Maybe you are like me, maybe not.
Do you have times when you think, “Can I really do this?” Or maybe this has crossed your mind, “If they only knew I don’t know what I’m doing?”. “I am never going to be good enough to accomplish this.”
We worry about not being good enough even though we may have evidence to the contrary. We illogically ignore that evidence and continue thinking we're not as good as everyone else.
“I still have a little imposter syndrome… It doesn’t go away, that feeling that you shouldn’t take me that seriously. What do I know? I share that with you because we all have doubts in our abilities, about our power and what that power is.” -Michelle Obama
If you’ve never had these thoughts, I’d encourage you to dream bigger. We can tend to dream in the comfortable zone, rather than dip our toe in the uncomfortable and often unknown. An analogy that might work: It’s easier to stay in your warm, cozy bathrobe at home than it is to put on a sexy, revealing outfit and attend a function where you know no one.
Maybe you’ve heard the term Imposter Syndrome. (Originally, it was called Imposter Phenomenon.) The studies of this syndrome have been around for many years, but lately, they are getting much attention. I’m torn with my thinking about this label. It seems we must label everything and then we own the condition that the label invokes. But that topic is for another time.
I’d like to suggest that imposter syndrome can be beneficial. It can signal that we are reaching for a dream or goal that is bigger than any we have attempted before. Perhaps we are undertaking a new job or career, and there are aspects that we have never done before.
Additionally, I’d suggest if we are constantly on the merry-go-round of imposter syndrome thinking, then we are focused on the wrong thing. Rather than focusing on the goal, task, dream, or value we can add, we are focusing on ourselves.

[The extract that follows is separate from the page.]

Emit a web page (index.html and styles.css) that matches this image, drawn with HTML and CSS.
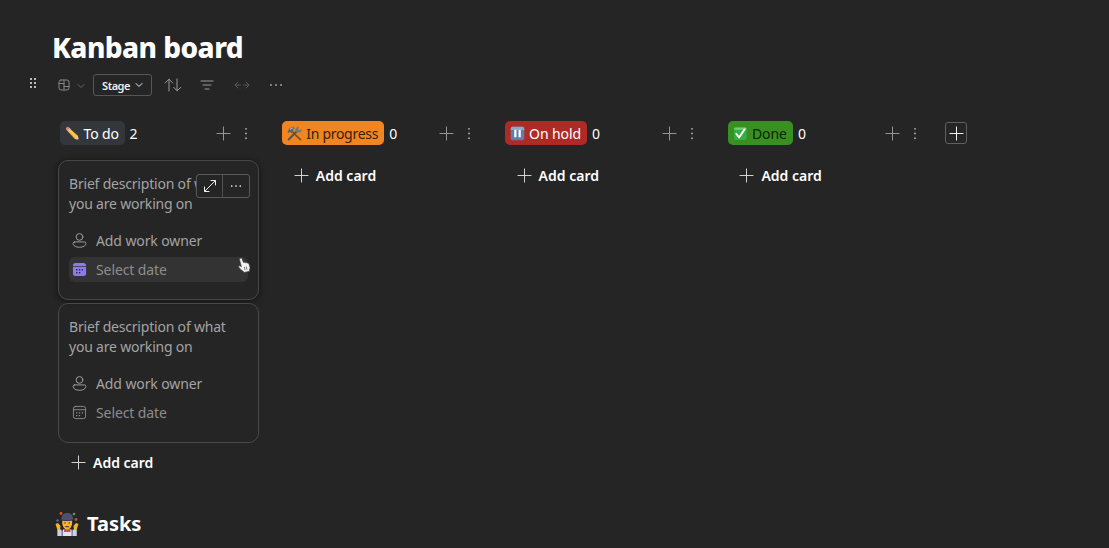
FILE: index.html
```html
<!DOCTYPE html>
<html lang="en">

<head>
    <meta charset="UTF-8">
    <meta name="viewport" content="width=device-width, initial-scale=1.0">
    <link rel="stylesheet" href="styles.css">
    <title>Kanban board</title>
</head>

<body>
    <!-- shared icons -->
    <svg class="sprite">
        <symbol id="plus" viewBox="0 0 16 16"><path d="M8 1v14M1 8h14" /></symbol>
        <symbol id="dots-v" viewBox="0 0 6 16"><path d="M3 3v.01M3 8v.01M3 13v.01" /></symbol>
        <symbol id="dots-h" viewBox="0 0 14 6"><path d="M2 3h.01M7 3h.01M12 3h.01" /></symbol>
        <symbol id="chevron" viewBox="0 0 8 6"><path d="M1 1.5l3 3 3-3" /></symbol>
        <symbol id="person" viewBox="0 0 16 16">
            <circle cx="8" cy="4.2" r="3.6" />
            <path d="M2.800 9.500h10.400a1.600 1.600 0 0 1 1.600 1.600c0 2.400-2.800 4.100-6.800 4.100s-6.800-1.700-6.800-4.100a1.600 1.600 0 0 1 1.600-1.600z" />
        </symbol>
        <symbol id="calendar" viewBox="0 0 16 16">
            <rect x="1.500" y="1.500" width="13" height="13" rx="2.400" />
            <path d="M1.500 5h13" />
            <path class="days" d="M7.300 8.300h1.400M10.400 8.300h1.400M4.300 11.300h1.400M7.300 11.300h1.400M4.300 8.300h1.400" />
        </symbol>
    </svg>

    <main class="page">
        <h1>Kanban board</h1>

        <div class="toolbar">
            <svg class="grip" viewBox="0 0 8 12"><path d="M2 2v.01M6 2v.01M2 6v.01M6 6v.01M2 10v.01M6 10v.01" /></svg>
            <svg class="view" viewBox="0 0 12 12"><rect x="1" y="1" width="10" height="10" rx="2" /><path d="M6 1v10M1 4.500h5M6 7.500h5" /></svg>
            <svg class="arrow"><use href="#chevron" /></svg>
            <button class="stage">Stage <svg><use href="#chevron" /></svg></button>
            <svg class="sort" viewBox="0 0 18 14"><path d="M5 13V1.200M1.200 5L5 1.200 8.800 5M13 1v11.800M9.700 9.300l3.300 3.500 3.800-3.500" /></svg>
            <svg class="filter" viewBox="0 0 14 12"><path d="M1 2h12M3 6h8M5 10h4" /></svg>
            <svg class="width" viewBox="0 0 16 8"><path d="M4 1L1 4l3 3M1 4h5.500M12 1l3 3-3 3M15 4H9.500" /></svg>
            <svg class="more"><use href="#dots-h" /></svg>
        </div>

        <div class="board">
            <section class="column">
                <header>
                    <span class="tag todo">
                        <svg class="emoji" viewBox="0 0 16 16">
                            <path fill="#f5b52e" d="M2.600 5.200l2.600-2.600 8.600 7.900-3.300 3.300z" />
                            <path fill="#fbd364" d="M3.500 4.300l.9-.9 8.500 8-1 1z" />
                            <path fill="#e8837c" d="M1 3.600C.3 2.600 2.500.4 3.600 1l1 .9-2.700 2.700z" />
                            <path fill="#b9c4cc" d="M1.900 4.600l2.700-2.700 1.200 1.100-2.700 2.700z" />
                            <path fill="#e6c59a" d="M13.500 10.200l1.700 5-5-1.600z" />
                            <path fill="#333" d="M14.600 13.400l.6 1.800-1.800-.6z" />
                        </svg>
                        To do</span>
                    <span class="count">2</span>
                    <svg class="add"><use href="#plus" /></svg>
                    <svg class="menu"><use href="#dots-v" /></svg>
                </header>
                <article class="card active">
                    <p>Brief description of what<br>you are working on</p>
                    <div class="field"><svg><use href="#person" /></svg>Add work owner</div>
                    <div class="field date">
                        <svg class="filled" viewBox="0 0 16 16">
                            <path d="M1 4.400V3.700a2.700 2.700 0 0 1 2.700-2.700h8.600a2.700 2.700 0 0 1 2.700 2.700v.7zM1 5.300h14v7a2.700 2.700 0 0 1-2.700 2.700H3.700a2.700 2.700 0 0 1-2.700-2.700z" />
                            <path class="holes" d="M4.300 8.300h1.500M7.300 8.300h1.500M10.300 8.300h1.500M4.300 11.400h1.500M7.300 11.400h1.500" />
                        </svg>Select date</div>
                    <div class="actions">
                        <span><svg class="expand" viewBox="0 0 14 14"><path d="M8 1.500h4.500V6M6 12.500H1.500V8M12.300 1.700L1.700 12.300" /></svg></span>
                        <span><svg class="dots"><use href="#dots-h" /></svg></span>
                    </div>
                    <svg class="pointer" viewBox="0 0 13 16"><path d="M2.200 1.200c1-.5 1.700.1 2 1l1.300 3.400c.6-.4 1.300-.3 1.700.2.6-.4 1.400-.2 1.800.3.900-.3 1.700.2 2 1.100l.9 2.700c.3 1.300-.1 2-.4 3l.1 1.300-5.600 1.300-.7-1.100C3.700 13.600 2.300 12 .8 10.300c-.5-1 .4-1.800 1.400-1.300l1.200.7L1.600 3c-.3-.9 0-1.500.6-1.800z" /><path d="M6.400 10.300l.6 2.400M8.300 9.900l.6 2.400" /></svg>
                </article>
                <article class="card">
                    <p>Brief description of what<br>you are working on</p>
                    <div class="field"><svg><use href="#person" /></svg>Add work owner</div>
                    <div class="field date"><svg><use href="#calendar" /></svg>Select date</div>
                </article>
                <div class="add-card"><svg><use href="#plus" /></svg>Add card</div>
            </section>

            <section class="column">
                <header>
                    <span class="tag progress">
                        <svg class="emoji" viewBox="0 0 16 16">
                            <path stroke="#8a4c20" stroke-width="2" d="M5 5.500l9.300 9" />
                            <path stroke="#59544f" stroke-width="2.200" d="M1.800 14.300L11 5" />
                            <path fill="#5d6668" d="M.5 6.200L2.600 2.400 7 .6l1.300 1.800-2 1.200.8 1.900-2.200 2-1.800-1.500L1.700 7.400z" />
                            <path fill="#6f787a" d="M9.300 5.800c-.9-2.600.7-5.200 3.500-5.100l-1 2.500 1.500 1.300 2.300-1.400c.2 2.900-2 4.500-4.600 3.800z" />
                            <path fill="#b9bdba" d="M2.600 3.200L6.500 1.400l.4.600-3.500 2z" />
                        </svg>
                        In progress</span>
                    <span class="count">0</span>
                    <svg class="add"><use href="#plus" /></svg>
                    <svg class="menu"><use href="#dots-v" /></svg>
                </header>
                <div class="add-card"><svg><use href="#plus" /></svg>Add card</div>
            </section>

            <section class="column">
                <header>
                    <span class="tag hold">
                        <svg class="emoji" viewBox="0 0 16 16">
                            <rect x=".8" y=".8" width="14.400" height="14.400" rx="2" fill="#5f7fa6" />
                            <path fill="#8ca8c8" d="M2.800.8h10.400a2 2 0 0 1 2 2v1.500H.8V2.800a2 2 0 0 1 2-2z" />
                            <path fill="#fff" d="M4.500 4h2.400v8H4.500zM9.100 4h2.400v8H9.100z" />
                        </svg>
                        On hold</span>
                    <span class="count">0</span>
                    <svg class="add"><use href="#plus" /></svg>
                    <svg class="menu"><use href="#dots-v" /></svg>
                </header>
                <div class="add-card"><svg><use href="#plus" /></svg>Add card</div>
            </section>

            <section class="column">
                <header>
                    <span class="tag done">
                        <svg class="emoji" viewBox="0 0 16 16">
                            <rect x="1.200" y="1.600" width="13.200" height="13.200" rx="1.500" fill="#35b044" />
                            <path fill="#70cf70" d="M2.700 1.600h10.200a1.500 1.500 0 0 1 1.500 1.500v1H1.200v-1a1.500 1.500 0 0 1 1.500-1.500z" />
                            <path stroke="#fff" stroke-width="2" fill="none" d="M3.500 8.200l3 4L12.300 3.600" />
                        </svg>
                        Done</span>
                    <span class="count">0</span>
                    <svg class="add"><use href="#plus" /></svg>
                    <svg class="menu"><use href="#dots-v" /></svg>
                </header>
                <div class="add-card"><svg><use href="#plus" /></svg>Add card</div>
            </section>

            <button class="new-column"><svg><use href="#plus" /></svg></button>
        </div>

        <h2>
            <!-- juggler -->
            <svg viewBox="0 0 24 26">
                <circle cx="6" cy="2.500" r="1.400" fill="#e0532f" />
                <circle cx="19" cy="3" r="1.300" fill="#6c9460" />
                <circle cx="2.600" cy="9.500" r="1.300" fill="#5964ad" />
                <circle cx="21" cy="8.500" r="1.400" fill="#a35f3b" />
                <path fill="#7b759f" d="M2.500 25v-7l3.800 2 4-2.500h4l4 2.500 3.200-2V25z" />
                <path fill="#cfcfe2" d="M2.500 18.500h4V25h-4zM17.700 18.500h4V25h-4z" />
                <path fill="#e3e1ed" d="M8 18.500h8.500V25H8z" />
                <path fill="#c25564" d="M9 18h6.500v3H9z" />
                <path fill="#f1b62d" d="M.5 13l2.500-1 2.500 3-.5 4H2.500zM23.500 13L21 12l-2.500 3 .5 4h2.500z" />
                <ellipse cx="12.200" cy="12" rx="5" ry="6.500" fill="#f3b52c" />
                <path fill="#50516e" d="M6.300 9C6 4.500 8.500 2 12.200 2S18.500 4.500 18 9c-3 1.200-8.600 1.200-11.700 0z" />
                <path stroke="#373850" d="M6.300 8.700c3 1.200 8.700 1.200 11.700 0" fill="none" />
                <path fill="#6d4422" d="M9.300 11.300h1.400v1.300H9.300zM13.600 11.300H15v1.300h-1.400zM10.300 15h3.700v1.200h-3.700z" />
            </svg>
            <span>Tasks</span>
        </h2>
    </main>
</body>

</html>
```
FILE: styles.css
```css
* {
    box-sizing: border-box;
}

body {
    margin: 0;
    height: 548px;
    overflow: hidden;
    background-color: #252525;
    color: #fff;
    font-family: "Noto Sans", "Open Sans", sans-serif;
    font-size: 14px;
}

svg {
    display: block;
    flex: none;
    fill: none;
    stroke: currentColor;
    stroke-width: 1;
    stroke-linecap: round;
    stroke-linejoin: round;
}

.sprite {
    display: none;
}

button {
    padding: 0;
    background: none;
    color: inherit;
    font-family: inherit;
}

.page {
    padding: 27px 0 0 27px;
}

h1 {
    margin: 0 0 0 25px;
    font-size: 28px;
    font-weight: 800;
    line-height: 40px;
    letter-spacing: -0.550px;
}

/* toolbar */
.toolbar {
    display: flex;
    align-items: center;
    height: 22px;
    margin-top: 7px;
    color: #9a9a9a;
}

.grip {
    width: 8px;
    height: 12px;
    margin: -5px 0 0 2px;
    color: #eee;
    stroke-width: 2;
}

.view {
    width: 12px;
    height: 12px;
    margin-left: 21px;
    color: #858585;
}

.arrow {
    width: 8px;
    height: 6px;
    margin: 2px 0 0 7px;
    color: #666;
}

.stage {
    display: flex;
    align-items: center;
    justify-content: center;
    gap: 5px;
    width: 59px;
    height: 22px;
    margin-left: 8px;
    border: 1px solid #565656;
    border-radius: 3px;
    color: #eee;
    font-size: 11px;
    font-weight: 600;
    letter-spacing: -0.5px;
}

.stage svg {
    width: 8px;
    height: 6px;
}

.sort {
    width: 18px;
    height: 14px;
    margin-left: 12px;
}

.filter {
    width: 14px;
    height: 12px;
    margin-left: 18px;
}

.width {
    width: 16px;
    height: 8px;
    margin-left: 20px;
    color: #595959;
}

.more {
    width: 14px;
    height: 6px;
    margin-left: 19px;
    stroke-width: 2;
}

/* board */
.board {
    display: flex;
    gap: 22px;
    height: 387px;
    margin: 25px 0 0 31px;
}

.column {
    width: 200.800px;
}

.column header {
    display: flex;
    align-items: center;
    height: 24px;
    margin-bottom: 15px;
    padding-left: 1.500px;
}

.tag {
    display: flex;
    align-items: center;
    gap: 4px;
    height: 24px;
    padding-left: 5px;
    border-radius: 5px;
    letter-spacing: -0.1px;
}

.emoji {
    width: 15px;
    height: 15px;
    stroke: none;
}

.todo {
    width: 65px;
    background-color: #33373b;
}

.progress {
    width: 102px;
    background-color: #f08521;
    color: #3a1d04;
    letter-spacing: -0.3px;
}

.hold {
    width: 82px;
    background-color: #ad2a25;
}

.done {
    width: 65px;
    background-color: #3a8f22;
    color: #0b2405;
}

.count {
    margin-left: 5px;
}

.add {
    width: 15px;
    height: 15px;
    margin-left: auto;
    color: #9c9c9c;
}

.menu {
    width: 6px;
    height: 15px;
    margin: 0 9.500px 0 12px;
    color: #aaa;
    stroke-width: 2;
}

.card {
    position: relative;
    height: 140px;
    margin-bottom: 3px;
    padding: 13px 10px;
    border: 1px solid #484848;
    border-radius: 10px;
    color: #a3a3a3;
}

.active {
    box-shadow: 0 1px 5px 1px #171717;
}

.card p {
    margin: 0 0 14px;
    line-height: 20px;
    letter-spacing: -0.200px;
    white-space: nowrap;
}

.field {
    display: flex;
    align-items: center;
    gap: 9px;
    height: 25px;
    margin-bottom: 4px;
    padding-left: 3px;
    border-radius: 6px;
    letter-spacing: -0.100px;
}

.field svg {
    width: 15px;
    height: 15px;
}

.date {
    color: #8d8d8d;
}

.active .date {
    background-color: #333;
}

.field .filled {
    fill: #9079e8;
    stroke: none;
}

.filled .holes {
    stroke: #333;
    stroke-width: 1.500;
    stroke-linecap: butt;
}

.days {
    stroke-width: 1.400;
    stroke-linecap: butt;
}

/* floating buttons over the card text */
.actions {
    position: absolute;
    top: 13px;
    right: 8px;
    display: flex;
    width: 54px;
    height: 24px;
    border: 1px solid #595959;
    border-radius: 3px;
    background-color: #252525;
    color: #eee;
}

.actions span {
    display: flex;
    align-items: center;
    justify-content: center;
    flex: 1;
}

.actions span + span {
    border-left: 1px solid #505050;
}

.expand {
    width: 14px;
    height: 14px;
}

.dots {
    width: 12px;
    height: 6px;
    stroke-width: 2;
}

.pointer {
    position: absolute;
    top: 96px;
    right: 7px;
    width: 13px;
    height: 16px;
    fill: #f2f2f2;
    stroke: #444;
    stroke-width: 0.700;
}

.add-card {
    display: flex;
    align-items: center;
    gap: 7px;
    height: 32px;
    margin-top: -1px;
    padding-left: 13px;
    font-weight: 600;
}

.card + .add-card {
    margin-top: 0;
}

.add-card svg {
    width: 15px;
    height: 15px;
    color: #ddd;
}

.new-column {
    width: 22px;
    height: 22px;
    margin: 1px 0 0 -4px;
    border: 1px solid #606060;
    border-radius: 3px;
}

.new-column svg {
    width: 15px;
    height: 15px;
    margin: auto;
}

h2 {
    display: flex;
    align-items: center;
    gap: 8px;
    margin: 0 0 0 28px;
    font-size: 20px;
    line-height: 32px;
}

h2 svg {
    width: 24px;
    height: 26px;
    stroke: none;
}
```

“The greatest obstacle for me has been the voice in my head that I call my obnoxious roommate. I wish someone would invent a tape recorder that we could attach to our brains to record everything we tell ourselves. We would realize how important it is to stop this negative self-talk. It means pushing back against our obnoxious roommate with a dose of wisdom.” - Arianna Huffington
So, how do we overcome this imposter syndrome thing?
Here are some suggestions that have worked for me and my clients. If you have others that have worked for you, please drop them in the comments! I would love to hear what others have tried.
Think about and answer the Byron Katie questions:
Is it true?
Can you absolutely know that it’s true?
How do you react when you believe that thought?
Who would you be without the thought?
If you haven’t read her book, I highly suggest it. The book is: Loving What Is: Four Questions That Can Change Your Life and can be found at most booksellers.
Consider where you are focusing your attention. Is your focus on the stories you are telling yourself or your goal/dream/task etc.? If it’s on yourself, I’d refer you back to the four questions above.
Reframe your thoughts. “These thoughts I’m having are a sign I am growing.” “Is the discomfort I am feeling now worth staying the same?”
Connect with others and talk about your feelings. You will find most people, if not all, are having or have experienced imposter syndrome.
Be ok with messy and imperfect. Many people who have these limiting beliefs are perfectionists. (There we go, adding another label.) Just do it.
It’s ok to have an imposter moment, just don’t make it an everlasting moment!